Demokrat Parti Genel Sekreteri ve Milletvekili Serhat Akpınar, KKTC’nin kuruluş yıl dönümünde Güney Kıbrıs’taki bazı fanatik gençlerin Lokmacı Sınır Kapısı’na yürüyerek KKTC bayrağı yakmasını sert bir dille eleştirdi. Akpınar, bu olayın “Türkiye – Türk askeri dışarı” sloganlarıyla birlikte, yıllardır sürdürülen nefret siyasetinin halen canlı olduğunu gösterdiğini ifade etti.

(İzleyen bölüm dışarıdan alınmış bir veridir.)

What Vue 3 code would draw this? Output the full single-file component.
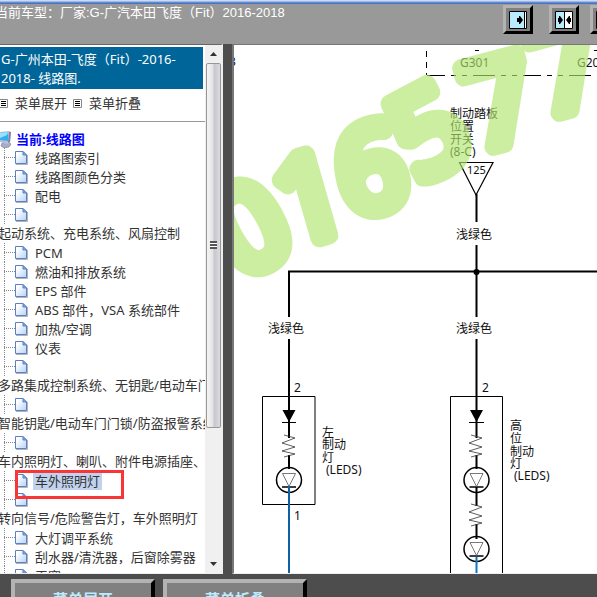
<script setup>
const rows = [
  { label: '线路图索引' },
  { label: '线路图颜色分类' },
  { label: '配电' },
  { wrapped: '起动系统、充电系统、风扇控制' },
  { label: 'PCM' },
  { label: '燃油和排放系统' },
  { label: 'EPS 部件' },
  { label: 'ABS 部件，VSA 系统部件' },
  { label: '加热/空调' },
  { label: '仪表' },
  { wrapped: '多路集成控制系统、无钥匙/电动车门' },
  { wrapped: '智能钥匙/电动车门门锁/防盗报警系统' },
  { wrapped: '车内照明灯、喇叭、附件电源插座、' },
  { label: '车外照明灯', current: true },
  { wrapped: '转向信号/危险警告灯，车外照明灯' },
  { label: '大灯调平系统' },
  { label: '刮水器/清洗器，后窗除雾器' },
  { label: '天窗' }
]
const watermark = [
  { digit: '0', x: 240, y: 280, turn: -29 },
  { digit: '1', x: 289, y: 247, turn: -16 },
  { digit: '6', x: 347, y: 217, turn: -13 },
  { digit: '5', x: 418, y: 184, turn: -28 },
  { digit: '7', x: 478, y: 151, turn: -15 },
  { digit: '7', x: 544, y: 117, turn: -15 }
]
const resistor = 'l11 3 l-13 5 l13 4 l-13 4 l13 3 l-11 3'
</script>

<template>
  <div class="app">
    <div class="strip"></div>
    <header class="header">
      <p class="model">当前车型：厂家:G-广汽本田飞度（Fit）2016-2018</p>
      <div class="tools">
        <button class="tool" type="button" aria-label="展开左栏">
          <svg width="18" height="18" viewBox="0 0 18 18">
            <path d="M.5.5h17v17H.5z" fill="#fff" stroke="#000" />
            <path d="M1 1h14v16H1z" fill="#b9ecff" />
            <path d="M15.500 1v16" stroke="#000" />
            <path d="M8 7h2V5h1l3 4-3 4h-1v-2H8z" fill="#000" />
          </svg>
        </button>
        <div class="pair">
          <button class="tool" type="button" aria-label="居中分栏">
            <svg width="18" height="18" viewBox="0 0 18 18">
              <path d="M.5.5h17v17H.5z" fill="#fff" stroke="#000" />
              <path d="M1 1h8v16H1z" fill="#b9ecff" />
              <path d="M9.500 1v16" stroke="#000" />
              <path d="M3 7h1V5h1l3 4-3 4H4v-2H3zM16 7h-1V5h-1l-3 4 3 4h1v-2h1z" fill="#000" />
            </svg>
          </button>
          <button class="tool" type="button" aria-label="展开右栏">
            <svg width="18" height="18" viewBox="0 0 18 18">
              <path d="M.5.5h17v17H.5z" fill="#b9ecff" stroke="#000" />
            </svg>
          </button>
        </div>
      </div>
    </header>

    <main class="frames">
      <aside class="side">
        <div class="content">
          <h1 class="title">G-广州本田-飞度（Fit）-2016-2018- 线路图.</h1>
          <div class="actions">
            <a v-for="name in ['菜单展开', '菜单折叠']" :key="name" class="action" href="#">
              <svg width="9" height="9" viewBox="0 0 9 9">
                <path d="M.5.5h8v8h-8z" fill="#fff" stroke="#888" />
                <path d="M2 2.500h5M2 4.500h5M2 6.500h5" stroke="#000" />
              </svg>
              {{ name }}
            </a>
          </div>
          <div class="root">
            <svg width="12" height="18" viewBox="0 0 12 18">
              <path d="M2 13l6-1 3 2-2 3-5 1-3-2z" fill="#a9adc4" stroke="#72779b" stroke-width=".6" />
              <path d="M0 2l9-1 2 1-1 11-3 1-7-2z" fill="#b8bfd5" />
              <path d="M0 3l8-1v9l-8-1z" fill="#35aef0" />
              <path d="M0 3l8-1-1 3-7 3z" fill="#9be0ff" />
              <path d="M9 2l2 0-1 10-2 1z" fill="#7d85a8" />
            </svg>
            <a class="root-link" href="#">当前:线路图</a>
          </div>
          <ul class="tree">
            <li v-for="(row, i) in rows" :key="i">
              <div class="node">
                <span class="branch"></span>
                <svg class="page" width="13" height="15" viewBox="0 0 13 15">
                  <defs>
                    <linearGradient :id="'pg' + i" x1="0" y1="0" x2="1" y2="1">
                      <stop offset=".2" stop-color="#fff" />
                      <stop offset="1" stop-color="#b4d3fa" />
                    </linearGradient>
                  </defs>
                  <path d="M1 14.500h11.500V5" fill="none" stroke="#b4b4b4" />
                  <path d="M.5 1.500h7.500l3.500 3.500v8.500H.5z" :fill="`url(#pg${i})`" stroke="#5a7fc4" />
                  <path d="M8 1.500v3.500h3.500z" fill="#8fafe0" stroke="#5a7fc4" />
                </svg>
                <a v-if="row.label" href="#" :class="['label', { current: row.current }]">{{ row.label }}</a>
                <span v-if="row.current" class="marker"></span>
              </div>
              <a v-if="row.wrapped" class="wrapped" href="#">{{ row.wrapped }}</a>
            </li>
          </ul>
        </div>
        <div class="scroll">
          <svg class="arrow" width="7" height="4" viewBox="0 0 7 4"><path d="M0 4L3.500 0 7 4z" fill="#333" /></svg>
          <div class="thumb"><span class="grip"></span></div>
          <svg class="arrow" width="7" height="4" viewBox="0 0 7 4"><path d="M0 0h7L3.500 4z" fill="#333" /></svg>
        </div>
      </aside>

      <section class="sheet">
        <svg class="diagram" width="100%" height="100%" role="img" aria-label="制动灯线路图">
          <g transform="translate(-234 -45)">
            <text x="229" y="66">3</text>
            <g fill="none" stroke="#000">
              <path d="M426.500 51v24" stroke-dasharray="6 5" />
              <path d="M427 75.500h170" stroke-dasharray="18 6 5 6 5 6 22 6 5 6 5 6" />
              <path d="M475 50.500h4M594 50.500h3" />
              <path d="M459.500 162.500h33.500l-17 32.500z" stroke-width="1.200" />
              <path d="M476.500 194v28M476.500 245v72M289 317V271.500H597M476.500 339v99M289 339v99" stroke-width="2" />
              <path d="M289 455v14M476.500 455v14M476.500 487v19M476.500 524v15" stroke-width="2" />
              <path d="M262.500 396.500h52.500v108h-52.500zM450.500 574V396.500h52V574" />
              <path d="M282 422.500h14M469 422.500h15" />
              <g stroke-width=".8" stroke="#333">
                <path :d="'M284 435' + resistor" />
                <path :d="'M471 435' + resistor" />
                <path :d="'M471 504' + resistor" />
              </g>
              <g stroke-width="1.500">
                <circle cx="289" cy="480" r="12.500" />
                <circle cx="476.500" cy="480" r="12.500" />
                <circle cx="476.500" cy="549" r="12.500" />
                <path d="M282 487h14M469.500 487h14M469.500 556h14" />
              </g>
              <path d="M282.500 473.500h13l-6.500 13zM470 473.500h13l-6.500 13zM470 542.500h13l-6.500 13z" stroke="#555" fill="#fff" stroke-width=".8" />
              <path d="M289 486v88" stroke="#0d61a6" stroke-width="2" />
              <path d="M476.500 557v17" stroke="#0876cb" stroke-width="2" />
            </g>
            <path d="M282.500 410h13l-6.500 12zM470 410h13l-6.500 12z" />
            <circle cx="476.500" cy="272" r="3" />
            <g>
              <text x="460" y="67">G301</text>
              <text x="577" y="67">G203</text>
              <text x="450" y="118">制动踏板</text>
              <text x="450" y="131">位置</text>
              <text x="450" y="144">开关</text>
              <text x="450" y="156">(8-C)</text>
              <text x="467" y="174" class="small">125</text>
              <text x="456" y="239">浅绿色</text>
              <text x="268" y="333">浅绿色</text>
              <text x="456" y="333">浅绿色</text>
              <text x="294" y="392">2</text>
              <text x="482" y="392">2</text>
              <text x="294" y="520">1</text>
              <text x="322" y="437">左</text>
              <text x="322" y="449">制动</text>
              <text x="322" y="462">灯</text>
              <text x="326" y="474">(LEDS)</text>
              <text x="510" y="430">高</text>
              <text x="510" y="443">位</text>
              <text x="510" y="456">制动</text>
              <text x="510" y="468">灯</text>
              <text x="514" y="480">(LEDS)</text>
            </g>
            <g class="watermark">
              <text v-for="(d, i) in watermark" :key="i" :transform="`translate(${d.x} ${d.y}) rotate(${d.turn})`">{{ d.digit }}</text>
            </g>
          </g>
        </svg>
      </section>
    </main>

    <footer class="footer">
      <button class="wide" type="button">菜单展开</button>
      <button class="wide" type="button">菜单折叠</button>
    </footer>
  </div>
</template>

<style>
body {
  overflow: hidden;
  background: #4d4d4d;
}
</style>

<style scoped>
.app {
  display: flex;
  flex-direction: column;
  height: 100vh;
  overflow: hidden;
  background: #4d4d4d;
  color: #333;
  font-family: "Noto Sans", "Noto Sans CJK SC", sans-serif;
  font-size: 13px;
  line-height: 19px;
}
a {
  color: inherit;
  text-decoration: none;
}
svg {
  flex: none;
  display: block;
}
.strip {
  flex: none;
  height: 4px;
  background: linear-gradient(#cddcf0 0 1px, #7096dc 2px, #3b66bd);
}
.header {
  flex: none;
  display: flex;
  justify-content: space-between;
  height: 40px;
  background: #999;
  overflow: hidden;
}
.model {
  margin: 0 0 0 -5px;
  color: #fff;
  font-family: "Liberation Sans", "Noto Sans CJK SC", sans-serif;
  line-height: 18px;
  white-space: nowrap;
}
.tools {
  flex: none;
  display: flex;
  gap: 16px;
  width: 94px;
  padding-top: 1px;
}
.pair {
  display: flex;
  gap: 11px;
}
.tool {
  flex: none;
  display: grid;
  place-items: center;
  width: 30px;
  height: 29px;
  padding: 0;
  background: #808080;
  border: 3px solid;
  border-color: #b3b3b3 #000 #000 #b3b3b3;
}
.frames {
  flex: 1;
  min-height: 0;
  display: grid;
  grid-template-columns: 223px 1fr;
  grid-template-rows: 100%;
  gap: 9px;
}
.side {
  display: flex;
  min-height: 0;
  box-sizing: border-box;
  background: #fff;
  border-top: 1px solid #666;
  border-right: 2px solid #eee;
  border-bottom: 1px solid #eee;
}
.content {
  flex: 1;
  min-width: 0;
  padding-top: 2px;
  overflow: hidden;
}
.title {
  margin: 0 2px 0 0;
  padding: 3px 1px 1px;
  background: #006699;
  color: #fff;
  font-size: 13px;
  font-weight: 400;
  line-height: 19px;
}
.actions {
  display: flex;
  gap: 6px;
  padding: 5px 0 8px;
  border-bottom: 1px solid #999;
  white-space: nowrap;
}
.action {
  display: flex;
  align-items: center;
  gap: 7px;
}
.action:first-child {
  margin-left: -1px;
}
.root {
  display: flex;
  align-items: center;
  gap: 4px;
  height: 18px;
  margin-top: 8px;
}
.root-link {
  color: #00f;
  font-weight: 700;
}
.tree {
  margin: 0;
  padding: 0;
  list-style: none;
}
.node {
  position: relative;
  display: flex;
  align-items: center;
  height: 19px;
  margin-left: 4px;
  background: repeating-linear-gradient(#888 0 1px, transparent 1px 2px) left / 1px 100% no-repeat;
}
.branch {
  width: 11px;
  height: 1px;
  background: repeating-linear-gradient(90deg, #888 0 1px, transparent 1px 2px);
}
.label {
  margin-left: 5px;
  padding: 0 2px;
  line-height: 18px;
  white-space: nowrap;
}
.current {
  background: #c1d2ee;
}
.marker {
  position: absolute;
  top: -1px;
  left: 11px;
  box-sizing: border-box;
  width: 109px;
  height: 29px;
  border: 3px solid #fa3538;
  z-index: 1;
}
.wrapped {
  display: block;
  margin-left: -2px;
  white-space: nowrap;
}
.scroll {
  flex: none;
  display: flex;
  flex-direction: column;
  align-items: center;
  width: 16px;
  padding: 7px 0;
  background: #f0f0f0;
  box-sizing: border-box;
}
.thumb {
  display: grid;
  place-items: center;
  flex: none;
  box-sizing: border-box;
  width: 15px;
  height: 71%;
  margin: 7px 0 auto;
  border: 1px solid #979797;
  border-radius: 2px;
  background: linear-gradient(90deg, #f5f5f5, #e2e2e6 48%, #c5c5ca 52%, #dcdce0);
}
.grip {
  width: 7px;
  height: 8px;
  background: repeating-linear-gradient(#555 0 2px, #fff 2px 3px);
}
.sheet {
  min-width: 0;
  overflow: hidden;
  background: #fff;
  border: solid #777;
  border-width: 1px 0 0 2px;
  border-bottom: 1px solid #eee;
}
.diagram text {
  font-size: 12px;
  fill: #111;
}
.diagram .small {
  font-size: 11px;
}
.watermark {
  opacity: 0.65;
}
.diagram .watermark text {
  fill: #b0e56f;
  stroke: #b0e56f;
  stroke-width: 18px;
  stroke-linejoin: round;
  font-size: 118px;
}
.footer {
  flex: none;
  display: flex;
  gap: 8px;
  height: 18px;
  padding: 5px 0 0 11px;
  overflow: hidden;
}
.wide {
  flex: none;
  width: 144px;
  height: 40px;
  padding: 0;
  background: #808080;
  border: 4px solid;
  border-color: #b3b3b3 #000 #000 #b3b3b3;
  color: #b9ecff;
  font: 700 15px/24px "Noto Sans CJK SC", sans-serif;
}
</style>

Rum tarafının Kıbrıs Türklerini adada azınlık durumuna düşürme çabasının 1963–1974 yılları arasındaki belgelenmiş etnik temizlik girişimleriyle ortada olduğunu kaydeden Akpınar, bugün yaşanan nefretin Rum eğitim müfredatındaki Türkiye ve Kıbrıs Türkü düşmanlığından beslendiğini belirtti.
Akpınar, “Bugün bayrak yakan gençler, yarın çok daha vahim eylemlere yönlendirilebilecek bir zihniyetle yetiştirilmektedir” diyerek Milli Eğitim Bakanlığına çağrıda bulundu. Kıbrıs Türk halkına yönelik saldırıların, zorunlu göçlerin ve katliamların milli müfredata eksiksiz biçimde yeniden dahil edilmesinin zorunlu olduğunu vurguladı.
Rum propagandasının etkisiyle kendi halkının yaşadığı acıları dahi sorgulayan nesiller yetişme riskine dikkat çeken Akpınar, buna izin verilemeyeceğini söyledi. Güney Kıbrıs yönetimine de çağrı yapan Akpınar, çocuklara nefret aşılanarak barışçı bir gelecek kurulamayacağını, düşmanlık politikalarının yalnızca bölünmeyi derinleştirdiğini ifade etti.
Akpınar, adada iki ayrı halk ve iki ayrı demokrasi olduğunu belirterek, gerçek barışın ancak tarafların egemenliğine saygı, işbirliği ve karşılıklı saygıyla mümkün olacağını söyledi.
Cumhurbaşkanı Tufan Erhürman’ın garantör Türkiye’nin desteğiyle ortaya koyduğu müzakere zeminini güçlü şekilde desteklediklerini ifade eden Akpınar, çözümün ucu açık bir süreç değil, zamanı tanımlı ve iki tarafın iradesine dayalı bir müzakere çerçevesiyle sağlanabileceğini belirtti.
Birleşmiş Milletler, Avrupa Birliği ve garantör ülkelerin de Rum tarafının haksız taleplerinden yorulduğunu söyleyen Akpınar, Kıbrıs Türk halkının kaderini ve cumhuriyetini Güney Kıbrıs’ın insafına bırakmayacağını dile getirdi.
Demokrat Parti olarak Kıbrıs Türk halkının onuru, egemenliği ve güvenliği için mücadeleyi sürdüreceklerini vurguladı.